Dependency related to a substance use disorder.
Fears of deportation of themselves or loved ones, and different communities’ complicated relationships with the criminal justice system.
Incorporate harm reduction principles when appropriate. If your agency provides compassionate, empowerment-based, nonjudgmental services, survivors will know you are there for them if and when they are ready to leave.
Trauma-Informed Care for Diverse Populations
If providers fail to consider the timeline of a survivor who has entered into your program, it is easy to become so focused on the trafficking experience that you miss out on the complexity of someone’s entire life. In addition to adverse childhood experiences, a survivor may have experienced lifelong traumas such as poverty or racism, events such as a sexual assault or witnessing a violent assault, or have experienced any number of other traumatic experiences in their life.
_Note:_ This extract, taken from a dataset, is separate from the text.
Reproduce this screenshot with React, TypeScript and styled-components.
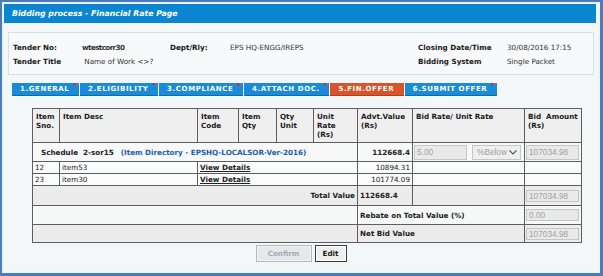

Trauma-informed care shifts the focus from trying to learn what is wrong with someone to a deep desire to understand what has happened to them, and how we can support them in ways that feel safe. As you develop program policy, remember that your programs will continue to encounter survivors of non-trafficking-related sexual violence who come from marginalized racial and gender identities, have substance use disorders, or have current or past gang or criminal involvement.
By building capacity to serve these populations, your agency not only will be better prepared to serve survivors of human trafficking, but also will be better prepared to serve all survivors of gender-based violence.